Health disparities are differences in health outcomes that negatively affect racial and ethnic minorities, persons of less privileged socioeconomic status, and underserved rural populations. All of these persons have historically been subjected to system and individual discrimination that results in social disadvantage and leads to worse health outcomes. NIMHD is focusing on outcomes that reflect a higher incidence/prevalence of diseases, higher or premature mortality from specific causes, a higher burden of illness as reflected by global measures such as disability-adjusted life years (DALYs) and worse results on standardized measures of function, well-being or symptoms. NIMHD postulates that the mechanisms that lead to these health disparities have determinants in the behavioral, biological, social, environmental, and clinical health care system that results in these worse outcomes. Understanding these mechanisms is precisely what will lead to development of interventions to reduce health disparities.

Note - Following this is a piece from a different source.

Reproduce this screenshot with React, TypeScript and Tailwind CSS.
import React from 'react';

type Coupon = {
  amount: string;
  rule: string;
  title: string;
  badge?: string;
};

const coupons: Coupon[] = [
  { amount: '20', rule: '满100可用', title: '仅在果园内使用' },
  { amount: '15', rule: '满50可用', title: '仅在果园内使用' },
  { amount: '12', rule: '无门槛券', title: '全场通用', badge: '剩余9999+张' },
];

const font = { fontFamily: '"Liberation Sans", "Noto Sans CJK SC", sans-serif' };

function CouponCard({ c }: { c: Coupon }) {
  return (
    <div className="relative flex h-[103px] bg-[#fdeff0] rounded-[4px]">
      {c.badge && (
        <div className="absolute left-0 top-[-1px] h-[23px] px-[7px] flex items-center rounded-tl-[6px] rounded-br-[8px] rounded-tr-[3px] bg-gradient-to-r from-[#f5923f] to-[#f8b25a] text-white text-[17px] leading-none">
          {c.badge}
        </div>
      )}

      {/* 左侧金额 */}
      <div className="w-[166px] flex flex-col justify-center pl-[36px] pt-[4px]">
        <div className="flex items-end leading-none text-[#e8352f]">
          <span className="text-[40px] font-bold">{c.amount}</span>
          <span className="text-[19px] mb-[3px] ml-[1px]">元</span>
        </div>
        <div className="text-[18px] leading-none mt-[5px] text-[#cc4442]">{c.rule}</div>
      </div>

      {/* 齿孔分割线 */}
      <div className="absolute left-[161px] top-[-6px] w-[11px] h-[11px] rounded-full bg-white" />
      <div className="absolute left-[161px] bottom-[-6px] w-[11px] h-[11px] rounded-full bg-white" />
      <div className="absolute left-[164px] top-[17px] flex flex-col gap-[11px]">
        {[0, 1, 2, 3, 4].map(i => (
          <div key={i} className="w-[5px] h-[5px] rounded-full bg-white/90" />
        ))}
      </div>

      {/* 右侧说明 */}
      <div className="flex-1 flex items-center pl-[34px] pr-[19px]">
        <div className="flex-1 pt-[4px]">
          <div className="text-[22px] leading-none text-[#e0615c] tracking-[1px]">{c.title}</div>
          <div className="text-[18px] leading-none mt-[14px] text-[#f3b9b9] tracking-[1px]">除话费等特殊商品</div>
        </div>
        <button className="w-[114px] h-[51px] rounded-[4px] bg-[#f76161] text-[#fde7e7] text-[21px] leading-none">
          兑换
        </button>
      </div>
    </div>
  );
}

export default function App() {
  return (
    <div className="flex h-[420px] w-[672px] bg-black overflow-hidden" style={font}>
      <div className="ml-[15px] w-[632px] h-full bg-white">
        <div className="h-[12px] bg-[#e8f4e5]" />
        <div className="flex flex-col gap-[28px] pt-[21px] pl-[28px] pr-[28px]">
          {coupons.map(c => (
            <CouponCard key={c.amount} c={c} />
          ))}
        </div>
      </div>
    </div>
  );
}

Although social disadvantage is at the core of factors that result in health disparities, it is not the only cause. Behavior and lifestyle affect individual and social outcomes especially in interactions with the biological factors of each person. For example, stress associated with early life adverse events may trigger biological mechanisms that may lead to chronic diseases in adults and this has great implications of how we attend to the health of children. Known carcinogen exposure such as tobacco smoke has an increased risk of causing lung cancer in some populations by race/ethnic category and may help us understand different factors that cause cancer, which would not be possible if only one race/ethnic group was included. Poor persons living in one urban environment appear to live an average of four years more than poor people in a different urban environment and this emphasizes the importance of place and systems in the wellbeing of the most vulnerable members of society. Treatment outcomes for persons with diabetes varies by socioeconomic status, race/ethnicity, and health literacy; interventions need to be attentive to these differences. Understanding the factors that explain these observations will advance our knowledge of minority health and health disparities. Health disparities research seeks to understand the causes and effects of these differences and to use this knowledge to determine the best approaches to improve health outcomes in affected populations.

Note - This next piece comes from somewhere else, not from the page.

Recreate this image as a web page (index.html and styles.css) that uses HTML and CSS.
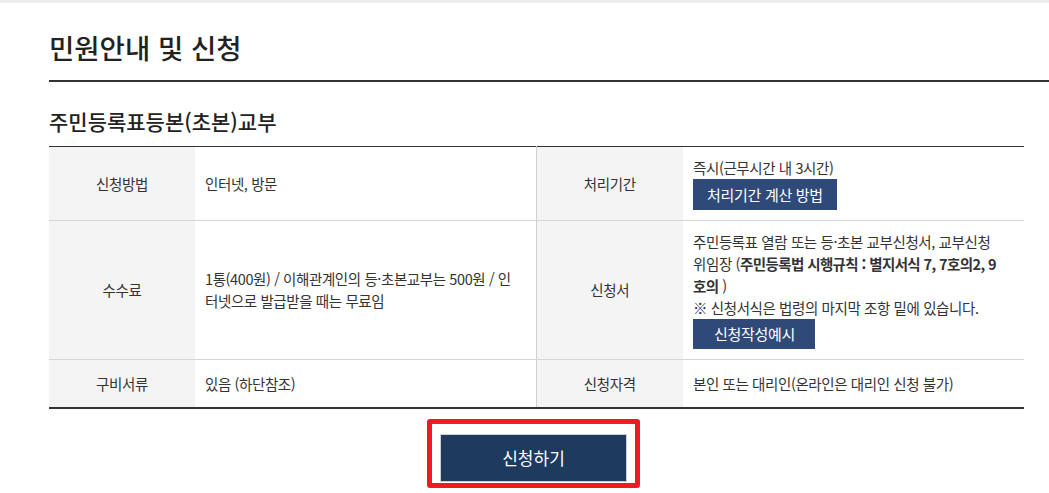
FILE: index.html
```html
<!DOCTYPE html>
<html lang="ko">
	<head>
		<meta charset="UTF-8" />
		<title>민원안내 및 신청</title>
		<link rel="stylesheet" href="styles.css">
	</head>
	<body>
		<div class="top-strip"></div>
		<div class="page">
			<h1 class="page-title">민원안내 및 신청</h1>
			<h2 class="sub-title">주민등록표등본(초본)교부</h2>

			<table class="info">
				<colgroup>
					<col class="col-th">
					<col class="col-td">
					<col class="col-th2">
					<col class="col-td">
				</colgroup>
				<tr>
					<th>신청방법</th>
					<td>인터넷, 방문</td>
					<th class="split">처리기간</th>
					<td>
						즉시(근무시간 내 3시간)
						<a class="btn-small">처리기간 계산 방법</a>
					</td>
				</tr>
				<tr>
					<th>수수료</th>
					<td class="nowrap">1통(400원) / 이해관계인의 등·초본교부는 500원 / 인<br>터넷으로 발급받을 때는 무료임</td>
					<th class="split">신청서</th>
					<td class="nowrap">
						주민등록표 열람 또는 등·초본 교부신청서, 교부신청<br>위임장 (<b>주민등록법 시행규칙 : 별지서식 7, 7호의2, 9<br>호의</b> )<br>
						※ 신청서식은 법령의 마지막 조항 밑에 있습니다.
						<a class="btn-small btn-wide">신청작성예시</a>
					</td>
				</tr>
				<tr>
					<th>구비서류</th>
					<td>있음 (하단참조)</td>
					<th class="split">신청자격</th>
					<td>본인 또는 대리인(온라인은 대리인 신청 불가)</td>
				</tr>
			</table>

			<div class="apply-row">
				<div class="apply-mark">
					<a class="btn-apply">신청하기</a>
				</div>
			</div>
		</div>
	</body>
</html>
```

FILE: styles.css
```css
body {
	margin: 0;
	font-family: "Noto Sans CJK KR", "Noto Sans", sans-serif;
	color: #333;
	background: #fff;
}
.top-strip {
	height: 3px;
	background-color: #ececec;
}
.page {
	padding-left: 49px;
}
.page-title {
	margin: 0;
	padding: 27px 0 16px;
	font-size: 27.5px;
	line-height: 34px;
	font-weight: 500;
	color: #222;
	border-bottom: 2px solid #333;
}
.sub-title {
	margin: 24px 0 10px;
	font-size: 21px;
	line-height: 30px;
	font-weight: 500;
	color: #222;
}
.info {
	width: 975px;
	table-layout: fixed;
	border-collapse: collapse;
	border-top: 1px solid #333;
	border-bottom: 2px solid #333;
	font-size: 14.5px;
	line-height: 22px;
	letter-spacing: -0.4px;
}
.col-th {
	width: 146px;
}
.col-th2 {
	width: 147px;
}
.info th,
.info td {
	height: 27px;
	padding: 10px;
	border-bottom: 1px solid #d6d6d6;
	vertical-align: middle;
}
.info tr:last-child th,
.info tr:last-child td {
	border-bottom: none;
}
.info th {
	background-color: #f4f4f4;
	font-weight: normal;
	text-align: center;
}
.info td {
	text-align: left;
	padding-left: 10px;
}
.info td.nowrap {
	white-space: nowrap;
}
.info th.split {
	border-left: 1px solid #d0d0d0;
}
.info b {
	font-weight: 700;
	letter-spacing: -0.6px;
}
.btn-small {
	display: block;
	width: fit-content;
	height: 31px;
	line-height: 31px;
	padding: 0 14px;
	background-color: #2f4a79;
	color: #fff;
	font-size: 15px;
	letter-spacing: -0.3px;
}
.btn-wide {
	height: 30px;
	line-height: 30px;
	padding: 0 20px 0 21px;
}
.apply-row {
	width: 969px;
	display: flex;
	justify-content: center;
	margin-top: 10px;
}
.apply-mark {
	border: 5px solid #ec1c24;
	border-radius: 3px;
	padding: 10px 8px 1px;
}
.btn-apply {
	display: block;
	width: 185px;
	height: 46px;
	line-height: 46px;
	text-align: center;
	background-color: #1e3a5f;
	border: 1px solid #cfcfcf;
	color: #fff;
	font-size: 17px;
}
```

NIMHD shares and interprets minority health and health disparities research findings, fosters innovative collaborations and partnerships, spearheads NIH’s efforts to increase the racial and ethnic diversity of the scientific workforce, and promotes the inclusion of minorities in clinical trials and registries. “Inclusion” of minorities in and of itself is not an issue of minority health or health disparities. Rather, it is an issue of social justice and good science that clinical studies need to have diverse populations that represent today’s American demographics.

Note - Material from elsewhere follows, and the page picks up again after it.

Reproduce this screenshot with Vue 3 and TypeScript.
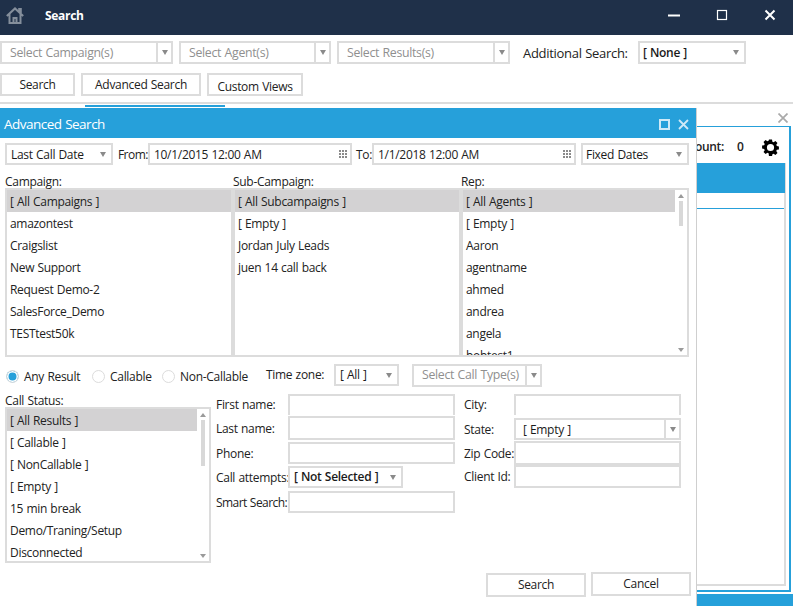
<script setup lang="ts">
const campaigns: string[] = ['[ All Campaigns ]', 'amazontest', 'Craigslist', 'New Support', 'Request Demo-2', 'SalesForce_Demo', 'TESTtest50k']
const subCampaigns: string[] = ['[ All Subcampaigns ]', '[ Empty ]', 'Jordan July Leads', 'juen 14 call back']
const reps: string[] = ['[ All Agents ]', '[ Empty ]', 'Aaron', 'agentname', 'ahmed', 'andrea', 'angela', 'bobtest1']
const statuses: string[] = ['[ All Results ]', '[ Callable ]', '[ NonCallable ]', '[ Empty ]', '15 min break', 'Demo/Traning/Setup', 'Disconnected']
const filters = [
  { label: 'Select Campaign(s)', cls: 'f-campaign' },
  { label: 'Select Agent(s)', cls: 'f-agent' },
  { label: 'Select Results(s)', cls: 'f-results' },
]
</script>

<template>
  <div class="app">
    <header class="titlebar">
      <svg class="home" viewBox="0 0 18 17" width="18" height="17">
        <path d="M0.8 9 L9 1.4 L17.2 9 M3.5 7 V16 H14.5 V7 M7.5 16 V11 H10.5 V16 M13.2 4.5 V2 H14.8 V6" fill="none" stroke="#848e9b" stroke-width="2" />
      </svg>
      <span class="apptitle">Search</span>
      <span class="winbtns">
        <svg width="14" height="14" viewBox="0 0 14 14"><path d="M1 7.5H13" stroke="#fff" stroke-width="2" /></svg>
        <svg width="14" height="14" viewBox="0 0 14 14"><rect x="2.5" y="2.5" width="9" height="9" fill="none" stroke="#fff" stroke-width="1.2" /></svg>
        <svg width="14" height="14" viewBox="0 0 14 14"><path d="M2.5 2.5L11.5 11.5M11.5 2.5L2.5 11.5" stroke="#fff" stroke-width="2" /></svg>
      </span>
    </header>

    <div class="filters">
      <div v-for="f in filters" :key="f.label" class="combo" :class="f.cls">
        <span class="combo-text">{{ f.label }}</span>
        <span class="combo-btn"><i class="caret"></i></span>
      </div>
      <label class="add-label">Additional Search:</label>
      <div class="plain-select none-select"><span>[ None ]</span><i class="caret"></i></div>
    </div>

    <nav class="tabs">
      <button class="btn tab-search">Search</button>
      <button class="btn tab-adv">Advanced Search</button>
      <button class="btn tab-custom"><span>Custom Views</span></button>
    </nav>
    <div class="rule"></div>

    <section class="workspace">
      <div class="ws-close"><svg width="10" height="10" viewBox="0 0 10 10"><path d="M0.5 0.5L9.5 9.5M9.5 0.5L0.5 9.5" stroke="#a9a9a9" stroke-width="1.7" /></svg></div>
      <div class="ws-panel">
        <div class="ws-count">
          <span class="ws-count-label">Count:</span>
          <span class="ws-zero">0</span>
          <svg class="gear" width="17" height="17" viewBox="0 0 18 18">
            <path fill="#000" fill-rule="evenodd" d="M7.4 0.6h3.2l.4 2.2 1.3.6 1.9-1.3 2.2 2.2-1.3 1.9.6 1.3 2.2.4v3.2l-2.2.4-.6 1.3 1.3 1.9-2.2 2.2-1.9-1.3-1.3.6-.4 2.2H7.4L7 15.2l-1.3-.6-1.9 1.3-2.2-2.2 1.3-1.9-.6-1.3-2.2-.4V6.9l2.2-.4.6-1.3-1.3-1.9 2.2-2.2 1.9 1.3L7 1.8zM9 5.2a3.8 3.8 0 1 0 0 7.6 3.8 3.8 0 0 0 0-7.6z" />
          </svg>
        </div>
        <div class="ws-inner">
          <div class="ws-bar"></div>
          <div class="ws-line"></div>
        </div>
      </div>
      <div class="ws-foot"></div>
    </section>

    <div class="underline"></div>

    <section class="modal">
      <header class="modal-head">
        <span class="modal-title">Advanced Search</span>
        <span class="modal-icons">
          <svg width="11" height="11" viewBox="0 0 11 11"><rect x="1" y="1" width="9" height="9" fill="none" stroke="#cfe9f7" stroke-width="2" /></svg>
          <svg width="11" height="11" viewBox="0 0 11 11"><path d="M1 1L10 10M10 1L1 10" stroke="#cfe9f7" stroke-width="1.8" /></svg>
        </span>
      </header>

      <div class="modal-body">
        <div class="date-row">
          <div class="plain-select date-type"><span>Last Call Date</span><i class="caret"></i></div>
          <label class="from-label">From:</label>
          <div class="date-input">
            <span>10/1/2015 12:00 AM</span>
            <svg width="9" height="9" viewBox="0 0 9 9" fill="#8a8a8a"><path d="M0 0h2v2H0zM3 0h2v2H3zM6 0h2v2H6zM0 3h2v2H0zM3 3h2v2H3zM6 3h2v2H6zM0 6h2v2H0zM3 6h2v2H3zM6 6h2v2H6z" /></svg>
          </div>
          <label class="to-label">To:</label>
          <div class="date-input">
            <span>1/1/2018 12:00 AM</span>
            <svg width="9" height="9" viewBox="0 0 9 9" fill="#8a8a8a"><path d="M0 0h2v2H0zM3 0h2v2H3zM6 0h2v2H6zM0 3h2v2H0zM3 3h2v2H3zM6 3h2v2H6zM0 6h2v2H0zM3 6h2v2H3zM6 6h2v2H6z" /></svg>
          </div>
          <div class="plain-select date-mode"><span>Fixed Dates</span><i class="caret"></i></div>
        </div>

        <div class="lists">
          <div class="list-col">
            <div class="list-label">Campaign:</div>
            <div class="listbox">
              <ul class="rows">
                <li v-for="(c, i) in campaigns" :key="c" :class="{ sel: i === 0 }">{{ c }}</li>
              </ul>
            </div>
          </div>
          <div class="list-col">
            <div class="list-label">Sub-Campaign:</div>
            <div class="listbox">
              <ul class="rows">
                <li v-for="(c, i) in subCampaigns" :key="c" :class="{ sel: i === 0 }">{{ c }}</li>
              </ul>
            </div>
          </div>
          <div class="list-col">
            <div class="list-label">Rep:</div>
            <div class="listbox">
              <ul class="rows">
                <li v-for="(c, i) in reps" :key="c" :class="{ sel: i === 0 }">{{ c }}</li>
              </ul>
              <div class="scroll rep-scroll">
                <i class="arrow-up"></i>
                <b class="thumb"></b>
                <i class="arrow-down"></i>
              </div>
            </div>
          </div>
        </div>

        <div class="radio-row">
          <span class="radio on"></span><span class="radio-text r1">Any Result</span>
          <span class="radio"></span><span class="radio-text r2">Callable</span>
          <span class="radio"></span><span class="radio-text r3">Non-Callable</span>
          <label class="tz-label">Time zone:</label>
          <div class="plain-select tz-select"><span>[ All ]</span><i class="caret"></i></div>
          <div class="combo call-type">
            <span class="combo-text">Select Call Type(s)</span>
            <span class="combo-btn"><i class="caret"></i></span>
          </div>
        </div>

        <div class="lower">
          <div class="status-col">
            <div class="list-label">Call Status:</div>
            <div class="listbox status-box">
              <ul class="rows">
                <li v-for="(c, i) in statuses" :key="c" :class="{ sel: i === 0 }">{{ c }}</li>
              </ul>
              <div class="scroll status-scroll">
                <i class="arrow-up"></i>
                <b class="thumb"></b>
                <i class="arrow-down"></i>
              </div>
            </div>
          </div>

          <div class="fields left-fields">
            <div class="field h21 mb1"><label>First name:</label><div class="input first"></div></div>
            <div class="field h24 mb2"><label>Last name:</label><div class="input"></div></div>
            <div class="field h22 mb2"><label>Phone:</label><div class="input"></div></div>
            <div class="field h22 mb3"><label>Call attempts:</label><div class="plain-select attempts"><span>[ Not Selected ]</span><i class="caret"></i></div></div>
            <div class="field h22"><label class="tight">Smart Search:</label><div class="input"></div></div>
          </div>

          <div class="fields right-fields">
            <div class="field h21 mb3"><label>City:</label><div class="input first"></div></div>
            <div class="field h22 mb1"><label>State:</label>
              <div class="combo state"><span class="combo-text">[ Empty ]</span><span class="combo-btn"><i class="caret"></i></span></div>
            </div>
            <div class="field h24"><label>Zip Code:</label><div class="input"></div></div>
            <div class="field h23"><label>Client Id:</label><div class="input"></div></div>
          </div>
        </div>

        <div class="actions">
          <button class="btn act-search">Search</button>
          <button class="btn act-cancel">Cancel</button>
        </div>
      </div>
    </section>
  </div>
</template>

<style>
html, body { margin: 0; background: #fff; overflow: hidden; }
</style>

<style scoped>
* { box-sizing: border-box; }
.app {
  position: relative;
  width: 793px;
  height: 606px;
  overflow: hidden;
  background: #fff;
  color: #222;
  font: 12px/16px "Open Sans", "Noto Sans", sans-serif;
  letter-spacing: -0.3px;
  word-spacing: 0.5px;
}
ul { list-style: none; margin: 0; padding: 0; }
.titlebar {
  height: 35px;
  background: #1f3049;
  display: flex;
  align-items: center;
  padding-left: 6px;
}
.home { flex: none; margin-top: -5px; }
.apptitle { margin-left: 21px; color: #fff; font-weight: 700; margin-top: -3px; }
.winbtns { margin-left: auto; display: flex; gap: 34px; padding-right: 16px; margin-top: -5px; }

.filters { display: flex; align-items: center; height: 23px; margin-top: 6px; }
.combo {
  display: flex;
  height: 23px;
  border: 2px solid #dcdcdc;
  color: #8f8f8f;
  align-items: center;
  flex: none;
}
.combo-text { flex: 1; padding-left: 8px; white-space: nowrap; overflow: hidden; font-size: 12.3px; }
.combo-btn {
  width: 15px;
  height: 100%;
  border-left: 2px solid #dcdcdc;
  display: flex;
  align-items: center;
  justify-content: center;
}
.caret {
  width: 0;
  height: 0;
  border-left: 3.5px solid transparent;
  border-right: 3.5px solid transparent;
  border-top: 5px solid #8a8a8a;
  flex: none;
}
.f-campaign { width: 173px; }
.f-agent { width: 152px; margin-left: 6px; }
.f-results { width: 173px; margin-left: 6px; }
.add-label { margin-left: 13px; width: 115px; font-size: 13px; letter-spacing: -0.3px; }
.plain-select {
  display: flex;
  align-items: center;
  justify-content: space-between;
  border: 2px solid #dcdcdc;
  height: 23px;
  padding: 0 5px 0 3px;
  color: #1a1a1a;
  font-weight: 600;
  flex: none;
  white-space: nowrap;
}
.none-select { width: 108px; }

.tabs { display: flex; gap: 6px; margin-top: 9px; }
.btn {
  height: 23px;
  background: #fff;
  border: 2px solid #dcdcdc;
  font: inherit;
  letter-spacing: inherit;
  word-spacing: inherit;
  color: #222;
  padding: 0;
  flex: none;
}
.tab-search { width: 75px; }
.tab-adv { width: 120px; }
.tab-custom { width: 96px; }
.tab-custom span { position: relative; top: 2px; }
.rule { height: 2px; margin-top: 6px; background: #dcdcdc; }

.workspace {
  display: flex;
  flex-direction: column;
  align-items: flex-end;
  height: 504px;
}
.ws-close { height: 22px; padding: 7px 5px 0 0; }
.ws-panel {
  width: 96px;
  margin-right: 2px;
  height: 466px;
  border: solid #26a0da;
  border-width: 1px 2px 2px 1px;
  display: flex;
  flex-direction: column;
  padding-right: 3px;
  padding-bottom: 4px;
}
.ws-count { height: 36px; padding-top: 4px; display: flex; align-items: center; }
.ws-count-label { width: 28px; flex: none; display: flex; justify-content: flex-end; font-weight: 600; white-space: nowrap; }
.ws-zero { margin-left: 13px; width: 25px; flex: none; font-weight: 600; }
.gear { flex: none; }
.ws-inner { flex: 1; border: solid #dcdcdc; border-width: 0 2px 2px 0; display: flex; flex-direction: column; }
.ws-bar { height: 30px; background: #26a0da; margin-right: -1px; }
.ws-line { height: 1px; margin-top: 15px; background: #26a0da; }
.ws-foot { width: 96px; height: 12px; margin-top: 2px; background: #26a0da; }

.underline { position: absolute; left: 85px; top: 105px; width: 140px; height: 2px; background: #26a0da; }

.modal {
  position: absolute;
  left: 0;
  top: 108px;
  width: 697px;
  height: 498px;
  background: #fff;
  border-right: 1px solid #cfcfcf;
  display: flex;
  flex-direction: column;
}
.modal-head {
  flex: none;
  height: 30px;
  padding: 2px 7px 0 4px;
  background: #26a0da;
  color: #fff;
  display: flex;
  align-items: center;
  justify-content: space-between;
}
.modal-title { font-size: 13.5px; letter-spacing: -0.5px; }
.modal-icons { display: flex; gap: 8px; }
.modal-body { flex: 1; padding: 5px 0 0 5px; display: flex; flex-direction: column; }

.date-row { display: flex; align-items: center; height: 22px; }
.date-row .plain-select { height: 22px; font-weight: 500; }
.date-row span, .date-row label { padding-top: 2px; }
.date-type { width: 108px; padding-left: 4px; }
.from-label { width: 35px; text-align: right; flex: none; letter-spacing: -0.5px; }
.date-input {
  width: 204px;
  height: 22px;
  border: 2px solid #dcdcdc;
  display: flex;
  align-items: center;
  justify-content: space-between;
  padding: 0 2px 0 4px;
  flex: none;
}
.to-label { width: 20px; text-align: right; flex: none; }
.date-mode { width: 108px; margin-left: 5px; }

.lists { display: flex; margin-top: 10px; }
.list-col { width: 228px; flex: none; }
.list-label { height: 13px; line-height: 14px; }
.listbox {
  display: flex;
  height: 169px;
  border: 2px solid #dcdcdc;
  overflow: hidden;
}
.rows { flex: 1; min-width: 0; }
.rows li { height: 22px; line-height: 23px; padding-left: 3px; white-space: nowrap; }
.rows li.sel { background: #d3d2d3; }
.scroll {
  flex: none;
  width: 12px;
  display: flex;
  flex-direction: column;
  align-items: center;
  padding: 4px 0 3px;
}
.thumb { display: block; width: 4px; background: #d8d8d8; margin-top: 3px; }
.arrow-up, .arrow-down { width: 0; height: 0; border-left: 3px solid transparent; border-right: 3px solid transparent; }
.arrow-up { border-bottom: 4px solid #9a9a9a; }
.arrow-down { border-top: 4px solid #9a9a9a; margin-top: auto; }
.rep-scroll .thumb { height: 25px; }

.radio-row { display: flex; align-items: center; height: 22px; margin-top: 7px; padding-left: 1px; }
.radio { width: 13px; height: 13px; margin-top: 2px; border-radius: 50%; border: 1.5px solid #dcdcdc; flex: none; background: #fff; }
.radio.on { background: #26a0da; box-shadow: inset 0 0 0 1.5px #fff; }
.radio-text { flex: none; margin-left: 5px; padding-top: 3px; }
.r1 { width: 68px; }
.r2 { width: 52px; }
.r3 { width: 86px; }
.tz-label { width: 68px; flex: none; }
.tz-select { width: 65px; height: 22px; font-weight: 500; padding-left: 4px; }
.call-type { width: 130px; margin-left: 13px; }

.lower { display: flex; margin-top: 8px; }
.status-col { width: 206px; flex: none; }
.status-box { height: 156px; }
.status-scroll .thumb { height: 46px; }
.fields { display: flex; flex-direction: column; flex: none; }
.field { display: flex; align-items: center; }
.field label { flex: none; white-space: nowrap; padding-top: 1px; }
.left-fields { width: 239px; margin-left: 5px; }
.left-fields label { width: 72px; }
.right-fields { width: 217px; margin-left: 9px; }
.right-fields label { width: 50px; }
.field .tight { letter-spacing: -0.55px; }
.h21 { height: 21px; }
.h22 { height: 22px; }
.h23 { height: 23px; }
.h24 { height: 24px; }
.mb1 { margin-bottom: 1px; }
.mb2 { margin-bottom: 2px; }
.mb3 { margin-bottom: 3px; }
.input { flex: none; width: 167px; height: 100%; border: 2px solid #dcdcdc; }
.input.first { border-bottom: none; }
.attempts { width: 115px; height: 22px; padding-left: 4px; }
.state { width: 167px; height: 22px; color: #1a1a1a; }
.state .combo-text { font-size: 12px; padding-left: 7px; padding-top: 2px; }

.actions { display: flex; margin-top: auto; margin-bottom: 9px; padding-left: 481px; gap: 5px; align-items: flex-start; }
.act-search { width: 100px; height: 24px; margin-top: 1px; }
.act-cancel { width: 100px; height: 24px; }
</style>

This blog will feature posts by me and NIMHD research and program staff, along with guest contributors from within and outside NIH who represent the many disciplines that contribute to minority health and health disparities. Topics will look at the Institute’s research priorities and programs, scientific discoveries, and research policies and practices that impact program operations, among other related areas.

I look forward to engaging with you to share new insights and raise intriguing questions that encourage scientific discussion as we work to build an America in which all populations will have an equal opportunity to live long, healthy, productive lives.